Read about Photography Merging with Art Merging with Photography by Thomas Boldt.

 Art is both incredibly forgiving and incredibly strict. When a new medium is invented and forges its way into the limelight, the so-called art world isn’t always at its most receptive. There are still those who believe that art reached its pinnacle with the European Old Masters, and that anything created since then is modernist garbage. Fortunately, this view is fading (read: dying out), but the art world still seems regularly torn between great exploratory leaps forward and clinging desperately to perceived perfection.

Few mediums have exemplified this struggle more than photography. Since the very early years of its development, there has been great debate over whether or not photographs should be considered art. Many early photographers were experimenting with the possibilities of the medium, eventually growing into a loosely-defined movement known as the Pictorialists, famous for their heavily-edited photographic compositions. Their original intent was to make photography fall closer into line with more traditional representational styles, to reject and address the claims that photography was nothing more than an exact record of a scene.

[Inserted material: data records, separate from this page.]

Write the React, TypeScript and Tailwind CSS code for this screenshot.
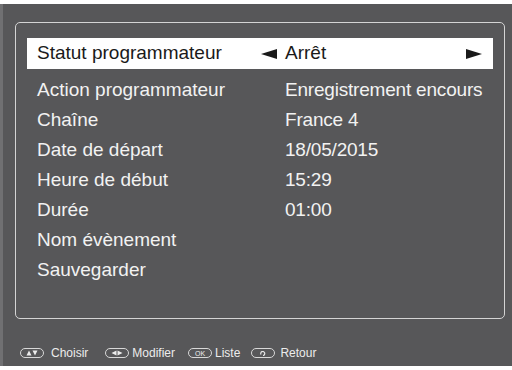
import React from 'react';

const rows: [string, string][] = [
  ['Action programmateur', 'Enregistrement encours'],
  ['Chaîne', 'France 4'],
  ['Date de départ', '18/05/2015'],
  ['Heure de début', '15:29'],
  ['Durée', '01:00'],
  ['Nom évènement', ''],
  ['Sauvegarder', ''],
];

function Pill({ children }: { children: React.ReactNode }) {
  return (
    <span className="flex h-[10px] w-[24px] items-center justify-center rounded-full border border-[#d8d8d8] text-[7px] leading-none text-[#ececec]">
      {children}
    </span>
  );
}

function Tri({ dir }: { dir: 'left' | 'right' }) {
  return (
    <svg width="16" height="10" viewBox="0 0 16 10">
      <path d={dir === 'left' ? 'M0 5 L16 0 L16 10 Z' : 'M16 5 L0 0 L0 10 Z'} fill="#1a1a1a" />
    </svg>
  );
}

export default function App() {
  return (
    <div className="h-[370px] w-[512px] bg-white pt-[4px] pb-[4px] font-['Liberation_Sans',Arial,sans-serif]">
      <div className="flex h-[362px] flex-col border-l-[3px] border-[#707072] bg-[#575759]">
        <div className="ml-[12px] mt-[18px] h-[297px] w-[490px] rounded-[5px] border border-[#d4d4d4] px-[11px] pt-[15px]">
          <div className="flex h-[31px] items-center bg-white text-[19px] text-[#1a1a1a]">
            <span className="w-[234px] pl-[10px]">Statut programmateur</span>
            <span className="mr-[8px] flex items-center">
              <Tri dir="left" />
            </span>
            <span className="flex-1">Arrêt</span>
            <span className="mr-[11px] flex items-center">
              <Tri dir="right" />
            </span>
          </div>
          <div className="mt-[6px] flex flex-col">
            {rows.map(([label, value]) => (
              <div key={label} className="flex h-[30px] items-center text-[19px] text-[#f2f2f2]">
                <span className="w-[258px] pl-[10px]">{label}</span>
                <span className="tracking-[-0.2px]">{value}</span>
              </div>
            ))}
          </div>
        </div>
        <div className="ml-[17px] mt-[25px] flex items-center text-[12px] text-[#ececec]">
          <Pill>
            <svg width="12" height="6" viewBox="0 0 12 6">
              <path d="M0.5 5.5 L3 0.5 L5.5 5.5 Z M6.5 0.5 L11.5 0.5 L9 5.5 Z" fill="#ececec" />
            </svg>
          </Pill>
          <span className="ml-[7px] mr-[17px]">Choisir</span>
          <Pill>
            <svg width="12" height="6" viewBox="0 0 12 6">
              <path d="M0.5 3 L5.5 0.5 L5.5 5.5 Z M6.5 0.5 L11.5 3 L6.5 5.5 Z" fill="#ececec" />
            </svg>
          </Pill>
          <span className="ml-[3px] mr-[13px]">Modifier</span>
          <Pill>OK</Pill>
          <span className="ml-[3px] mr-[11px]">Liste</span>
          <Pill>
            <svg width="6" height="5" viewBox="0 0 6 5">
              <path d="M1 3.5 A2 2 0 1 1 3 4.5" fill="none" stroke="#e8e8e8" strokeWidth="1.2" />
            </svg>
          </Pill>
          <span className="ml-[5px]">Retour</span>
        </div>
      </div>
    </div>
  );
}
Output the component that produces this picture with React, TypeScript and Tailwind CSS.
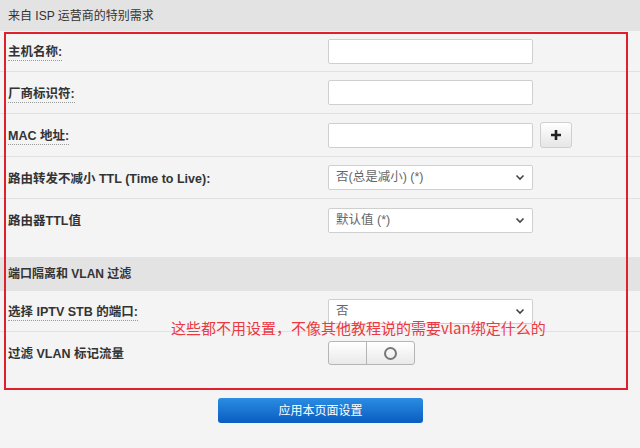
import React from "react";

const font = { fontFamily: '"Liberation Sans", Arial, "Noto Sans CJK SC", sans-serif' };

function Label({ text, dotted }: { text: string; dotted?: boolean }) {
  return (
    <span
      className={
        "text-[12.5px] font-bold text-[#333] " +
        (dotted ? "border-b border-dotted border-[#9a9a9a] pb-[1px]" : "")
      }
    >
      {text}
    </span>
  );
}

function Row({
  label,
  dotted,
  h,
  border = true,
  children,
}: {
  label: string;
  dotted?: boolean;
  h: string;
  border?: boolean;
  children?: React.ReactNode;
}) {
  return (
    <div
      className={
        "flex items-center pl-2 " +
        h +
        (border ? " border-b border-[#e1e1e1]" : "")
      }
    >
      <div className="w-[320px]">
        <Label text={label} dotted={dotted} />
      </div>
      <div className="flex items-center gap-[7px]">{children}</div>
    </div>
  );
}

function TextInput() {
  return <div className="w-[205px] h-[25px] bg-white border border-[#cfcfcf] rounded-[2px]" />;
}

function Select({ value }: { value: string }) {
  return (
    <div className="w-[205px] h-[25px] bg-white border border-[#cfcfcf] rounded-[2px] flex items-center justify-between pl-[7px] pr-[7px]">
      <span className="text-[12.5px] text-[#666]">{value}</span>
      <svg width="10" height="7" viewBox="0 0 10 7">
        <path d="M1.5 1.5 L5 5 L8.5 1.5" fill="none" stroke="#444" strokeWidth="1.6" />
      </svg>
    </div>
  );
}

export default function App() {
  return (
    <div className="relative w-[640px] h-[448px] overflow-hidden bg-[#f4f4f4]" style={font}>
      <div className="h-[31px] bg-[#e3e3e3] flex items-center pl-2 text-[12px] text-[#333]">
        来自 ISP 运营商的特别需求
      </div>

      <Row label="主机名称:" dotted h="h-[41px]">
        <TextInput />
      </Row>
      <Row label="厂商标识符:" dotted h="h-[42px]">
        <TextInput />
      </Row>
      <Row label="MAC 地址:" dotted h="h-[43px]">
        <TextInput />
        <div className="w-[32px] h-[26px] rounded-[3px] border border-[#cfcfcf] bg-gradient-to-b from-white to-[#e6e6e6] flex items-center justify-center">
          <svg width="12" height="12" viewBox="0 0 12 12">
            <path d="M6 1 V11 M1 6 H11" stroke="#222" strokeWidth="2.6" />
          </svg>
        </div>
      </Row>
      <Row label="路由转发不减小 TTL (Time to Live):" h="h-[42px]">
        <Select value="否(总是减小) (*)" />
      </Row>
      <Row label="路由器TTL值" h="h-[42px]" border={false}>
        <Select value="默认值 (*)" />
      </Row>

      <div className="mt-[16px] h-[34px] bg-[#e3e3e3] flex items-center pl-2 text-[12px] font-bold text-[#333]">
        端口隔离和 VLAN 过滤
      </div>

      <Row label="选择 IPTV STB 的端口:" dotted h="h-[41px]">
        <Select value="否" />
      </Row>
      <Row label="过滤 VLAN 标记流量" h="h-[42px]" border={false}>
        <div className="w-[87px] h-[24px] rounded-[3px] border border-[#b5b5b5] bg-gradient-to-b from-white to-[#e9e9e9] flex">
          <div className="w-[38px] h-full border-r border-[#b5b5b5]" />
          <div className="flex-1 flex items-center justify-center">
            <div className="w-[13px] h-[13px] rounded-full border-2 border-[#777]" />
          </div>
        </div>
      </Row>

      <div className="flex justify-center pt-[24px] pl-[1px]">
        <button className="w-[205px] h-[25px] rounded-[3px] bg-gradient-to-b from-[#2b8de3] to-[#0a5cc0] text-white text-[12px]">
          应用本页面设置
        </button>
      </div>

      <div className="absolute left-[4px] top-[32px] w-[624px] h-[358px] border-2 border-[#e0202a] pointer-events-none" />
      <div
        className="absolute left-[171px] top-[318px] text-[15px] leading-[20px] text-[#ea3a44] whitespace-nowrap"
        style={{ fontFamily: '"Noto Sans CJK SC", "Liberation Sans", sans-serif' }}
      >
        这些都不用设置，不像其他教程说的需要vlan绑定什么的
      </div>
    </div>
  );
}
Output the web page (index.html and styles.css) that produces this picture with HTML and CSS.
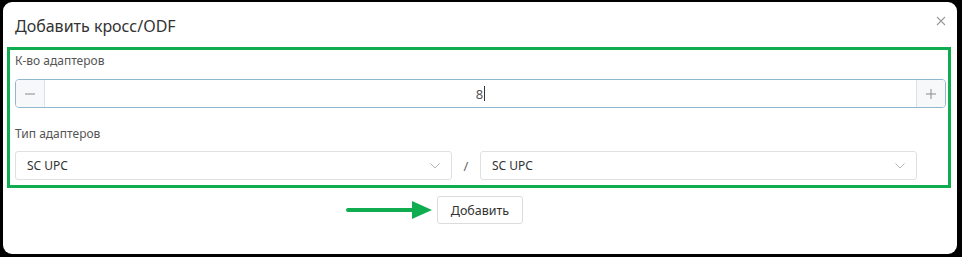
FILE: index.html
```html
<!DOCTYPE html>
<html lang="ru">

<head>
    <meta charset="UTF-8">
    <meta name="viewport" content="width=device-width, initial-scale=1.0">
    <title>Добавить кросс/ODF</title>
    <link rel="stylesheet" href="styles.css">
</head>

<body>
    <div class="modal">
        <div class="modal-header">
            <h4 class="modal-title">Добавить кросс/ODF</h4>
            <button class="close" type="button">
                <svg width="10" height="10" viewBox="0 0 10 10">
                    <path d="M1 1 L9 9 M9 1 L1 9" stroke="#9a9a9a" stroke-width="1.1" fill="none" />
                </svg>
            </button>
        </div>
        <div class="modal-body">
            <div class="marked">
                <label class="field-label">К-во адаптеров</label>
                <div class="spinner">
                    <button class="spin-btn" type="button">
                        <svg width="12" height="12" viewBox="0 0 12 12">
                            <path d="M1 6 H11" stroke="#8a8a8a" stroke-width="1" />
                        </svg>
                    </button>
                    <div class="spin-value">8<span class="caret"></span></div>
                    <button class="spin-btn" type="button">
                        <svg width="12" height="12" viewBox="0 0 12 12">
                            <path d="M1 6 H11 M6 1 V11" stroke="#8a8a8a" stroke-width="1" />
                        </svg>
                    </button>
                </div>
                <label class="field-label second">Тип адаптеров</label>
                <div class="type-row">
                    <div class="select">
                        <span>SC UPC</span>
                        <svg width="10" height="6" viewBox="0 0 10 6">
                            <path d="M0.5 0.5 L5 5 L9.5 0.5" stroke="#b5b5b5" stroke-width="1" fill="none" />
                        </svg>
                    </div>
                    <span class="slash">/</span>
                    <div class="select">
                        <span>SC UPC</span>
                        <svg width="10" height="6" viewBox="0 0 10 6">
                            <path d="M0.5 0.5 L5 5 L9.5 0.5" stroke="#b5b5b5" stroke-width="1" fill="none" />
                        </svg>
                    </div>
                </div>
            </div>
            <div class="actions">
                <svg class="arrow" width="86" height="20" viewBox="0 0 86 20">
                    <path d="M2 10 H68" stroke="#10ad50" stroke-width="4" stroke-linecap="round" />
                    <path d="M66 1 L86 10 L66 19 Z" fill="#10ad50" />
                </svg>
                <button class="btn-add" type="button">Добавить</button>
                <span></span>
            </div>
        </div>
    </div>
</body>

</html>
```

FILE: styles.css
```css
* {
    box-sizing: border-box;
}

html,
body {
    margin: 0;
    height: 257px;
    background-color: #000;
    overflow: hidden;
}

body {
    padding: 2px 5px 3px 3px;
    font-family: "Noto Sans", "Open Sans", sans-serif;
    color: #333;
}

.modal {
    height: 252px;
    background-color: #fff;
    border-radius: 9px;
}

.modal-header {
    display: flex;
    justify-content: space-between;
    height: 45px;
    padding: 0 11px 0 12px;
}

.modal-title {
    margin: 0;
    padding-top: 14px;
    font-size: 16px;
    line-height: 20px;
    font-weight: normal;
    color: #333;
}

.close {
    border: none;
    background: none;
    padding: 0;
    margin-top: 12px;
    height: 14px;
    cursor: pointer;
}

.marked {
    margin: 0 6px 0 4px;
    border: 3px solid #10ad50;
    padding: 2px 2px 5px 5px;
}

.field-label {
    display: block;
    font-size: 12px;
    line-height: 18px;
    color: #555;
    margin-bottom: 9px;
}

.field-label.second {
    margin-top: 17px;
    margin-bottom: 8px;
}

.spinner {
    display: flex;
    height: 29px;
    border: 1px solid #8fb8cf;
    border-radius: 4px;
    overflow: hidden;
}

.spin-btn {
    width: 29px;
    border: none;
    background-color: #f6f8fa;
    padding: 0;
    display: flex;
    align-items: center;
    justify-content: center;
}

.spin-btn:first-child {
    border-right: 1px solid #d7e2ea;
}

.spin-btn:last-child {
    border-left: 1px solid #d7e2ea;
}

.spin-value {
    flex: 1;
    display: flex;
    align-items: center;
    justify-content: center;
    font-size: 13px;
    color: #555;
}

.caret {
    display: inline-block;
    width: 1px;
    height: 15px;
    background-color: #333;
    margin-left: 1px;
}

.type-row {
    display: flex;
    align-items: center;
    padding-right: 29px;
}

.select {
    flex: 1;
    height: 29px;
    display: flex;
    align-items: center;
    justify-content: space-between;
    padding: 0 11px 0 11px;
    border: 1px solid #e0e0e0;
    border-radius: 3px;
    font-size: 12px;
    color: #333;
}

.slash {
    width: 28px;
    text-align: center;
    font-size: 13px;
    color: #666;
}

.actions {
    display: grid;
    grid-template-columns: 1fr auto 1fr;
    align-items: center;
    margin-top: 8px;
}

.arrow {
    justify-self: end;
    margin-right: 5px;
}

.btn-add {
    height: 28px;
    width: 86px;
    border: 1px solid #dcdcdc;
    border-radius: 3px;
    background-color: #fff;
    font-family: "Noto Sans", "Open Sans", sans-serif;
    font-size: 12.5px;
    color: #333;
}
```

Interestingly, this drive has come full circle in recent years, thanks in large part to the now-ubiquitous digital cameras we carry around in almost every mobile device. This has, in turn, driven post-production editing tools such as Photoshop into both mainstream use and mainstream vernacular. Even non-photographers refer to photographic images being ‘Photoshopped’ to mean ‘edited’.

Yet the flexible nature of the modern photograph isn’t limited to intangible digital files. Artists such as Toronto’s Stev’nn Hall push the boundaries of photography back to an almost Pictorialist ideal, where mixed media hybrid compositions haunt the viewer with stunning light and depth, leaving you unsure at first whether you’re looking at a painted photograph or a photographed painting.

Hall is best known for his extensive series of landscapes, which take a photographic base and use that as a canvas for additional painted explorations in oil or acrylic. The pieces are usually then finished with a resin textural layer or additional impasto. The final effect is almost otherworldly, displaying a sense of depth and significance that is often at odds with the charming pastoral simplicity of the actual content in the scenes.

“I take many of my photographs from moving vehicles – sometimes a train, sometimes a car.  It’s part of the re-creation of my childhood experience of traveling in the backseat, staring out the window, driving along the backroads, past the fields and skies and neighbor’s houses.  I like the feeling of movement in the work as though it was happening, as if the still photograph was still in play.”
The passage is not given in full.